#### What the task asks:
Return the lines below that carry the word "this".

* Start Record set *

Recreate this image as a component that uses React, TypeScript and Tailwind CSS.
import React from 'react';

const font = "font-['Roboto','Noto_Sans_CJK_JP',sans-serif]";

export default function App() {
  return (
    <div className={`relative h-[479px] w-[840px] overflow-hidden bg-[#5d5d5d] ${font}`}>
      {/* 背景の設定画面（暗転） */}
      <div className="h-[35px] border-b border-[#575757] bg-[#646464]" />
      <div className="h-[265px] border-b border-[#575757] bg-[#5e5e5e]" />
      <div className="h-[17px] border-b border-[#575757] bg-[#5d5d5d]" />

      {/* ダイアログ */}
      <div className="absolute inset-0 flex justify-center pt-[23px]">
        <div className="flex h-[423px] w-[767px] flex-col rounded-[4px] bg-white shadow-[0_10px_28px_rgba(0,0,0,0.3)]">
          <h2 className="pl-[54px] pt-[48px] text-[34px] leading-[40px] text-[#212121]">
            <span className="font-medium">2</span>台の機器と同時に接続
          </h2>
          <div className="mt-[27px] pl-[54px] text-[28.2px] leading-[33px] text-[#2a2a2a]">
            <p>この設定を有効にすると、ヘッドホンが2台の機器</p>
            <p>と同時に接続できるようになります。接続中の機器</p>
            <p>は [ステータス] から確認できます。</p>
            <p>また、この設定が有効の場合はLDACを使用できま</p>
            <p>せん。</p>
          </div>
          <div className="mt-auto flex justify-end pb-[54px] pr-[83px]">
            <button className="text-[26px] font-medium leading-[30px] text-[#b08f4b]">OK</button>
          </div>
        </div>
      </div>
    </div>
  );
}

* End Record set *
* Start Record set *

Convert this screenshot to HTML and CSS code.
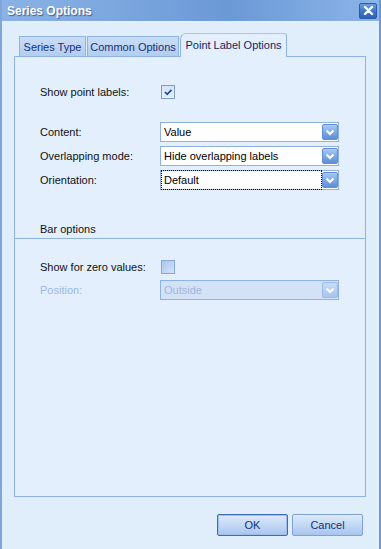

* End Record set *

#### Problem solution:
Recreate this image as a component that uses React, TypeScript and Tailwind CSS.
Convert this screenshot to HTML and CSS code.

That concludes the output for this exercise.